A wise man learns from the mistakes of others while a conceited man learns from his own mistakes. Kashmir’s ten thousand years of history tells us that this nation never enjoyed self rule. It was either dominated by foreign intruders or targetted by domestic power brokers. Kashmir has a long, nearly five thousand years of the history of the rule of Maharajas and Rajas and Sultans. A careful study shows that these ruthless rulers were engrossed in internal intrigues of keeping all authority concentrated in their hands. The question of making common people share power was never there. In such a situation, where the society is oblivious of its historical responsibilities, it had become easy for the Kashmirian elite to worship the rising sun. Instead of establishing its identity and instead of declaring to be the masters of their own destiny, there was timid surrendering to the impostors and intruders. Thus our own people became the vital instruments through which intruders and local satraps managed to monopolize political power in their hands. It was only during the last of these ruling houses that a brilliant man rose to the occasion and infused his people everywhere in the State an urge for self governance. At the end of the tunnel there appeared a flicker of a dim light.

But alas, we did not give proper value to this phenomenon. This has left our youth guessing whether our half a century long movement was in our interests or not. How tragic that this question and this doubt should have found place in the minds of the people.

Our youth is faced with a myriad of challenges. It is not only political challenge or economic challenge. The foremost challenge is to our thinking capacity and to our creativity. There is challenge to the capability of our youth to leadership. There is a challenge to our power of making a decision. These are not small discrepancies or challenges. Naturally to meet these challenges, our youth need the equal understanding, determination and dedication.

The world of contemporary times is fast shrinking. Distances are getting bridged and differences are getting ironed out. Globalisation has its impact on different societies in different ways. Today we are an excellent consumer society in Kashmir and we have lost the faculty of creativity. We have begun to compromise with degeneration of values and deformation of synergies.
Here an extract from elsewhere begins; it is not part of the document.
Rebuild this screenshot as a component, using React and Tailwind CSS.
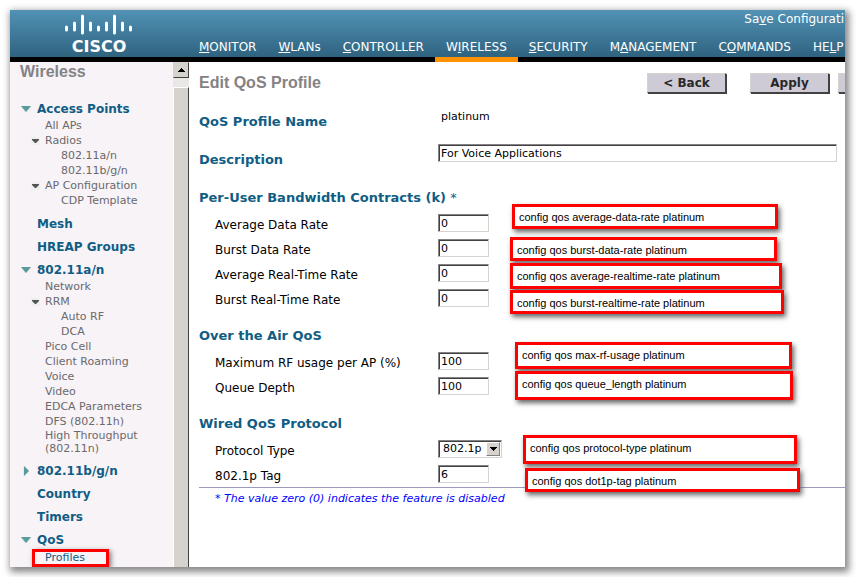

And where is this going to carry us, we are not prepared to produce an answer to that question.

History of the past is a treasure to be guarded and maintained. But its maximum utility lies in deriving lessons from it in the context of shaping our future course of action. But holding the past as a legacy to be strictly adhered to is a painful and retrograde step. Human history is the complex history of evolution, spiritual and temporal. The march of history needs to be promoted and pushed and not reversed. Any attempt for its reversal ends up in social chaos and confusion, precisely the situation in which we are steeped today.

It has to be realised that every new generation of the youth has the potential to change and improve. It has the potential to adopt and adapt. The question is that of developing a clear concept of the future shape and contour of society. Any euphoric approach to problems and situations is bound to blur the vision and turn the problem into a virtual monster. This has to be avoided. No sensible approach can flow if sentimentality is allowed to have its way.

One of the challenges to our youth is that of transforming Kashmir from a mediaeval and backward society into a modern, mechanised and positively emancipated society. This is a stupendous task and cannot be achieved as long as the society is bogged down with internal strife and external coercion.

There have been armed movements in the past given the name of freedom movements in various parats of the world. There are very few instances of a community achieving freedom ( from what is also a question here) through armed struggle. And if there are instances, it will be seen that the struggle against the organised states have always ended in a fiasco. It is only a chaotic state which has surrendered to the diktat of armed insurgency. The reason mainly is what after an armed struggle reaches it logical conclusion. In the case of Kashmir situation this question is rarely debated freely and fearlessly. An alleged national movement that does not have a viable blue print of the structure and nature of society that it aims at creating as a result of armed struggle, is not only disloyal to the society but is taking it down the precipice of destruction. That has been in store of many an armed struggle movement in different parts of the world. And if the entrepreneurs of freedom movement pull out from their sleeve a blueprint of a conceived state and society of post-struggle era, then a big responsibility devolves on the shoulders of the civil society and its representative bodies to subject that blueprint to thorough and threadbare debate in widest sense of the term. This entails a dispassionate study of what we have in hand and what the freedom movement proposes to bring. Names can be attractive and nomenclature can be thrilling. It is the hard core of the blueprint that will decide the issue. The Kashmir youth need to have this approach to the present situation.

Seizure of political power is not the ultimate destination of any political party or any political ideology. The ultimate destination is the welfare of the civil society, good governance and responsive behaviour of the management. The challenge before our youth is how to address these requirements. Remember that present social and political ills cannot be set right through primitive tools and outdated methodologies. No rule is everlasting and no law is flawless. Finality is a much mutilated word in the lexicon of political philosophers. Resilience and responsive mode have no substitute.

In final analysis, it will be strongly recommended that no emotional or sentimental approach is considered an effectively useful tool to shape the future of a given society. There are harsh realities mankind has learnt from its past experience. There can be no exclusives and no homogeneity of faith, ethnicity, culture and language in any given society that is vibrant and forward moving. This means that peaceful coexistence among the people of various faiths, ethnicity, languages and cultures is an unavoidable imposition which cannot be fought against. Any resistance to it will end up in a disaster. The answer lies in introspection, adaptation and mainstream interaction within the bounds of social parameters and not outside it.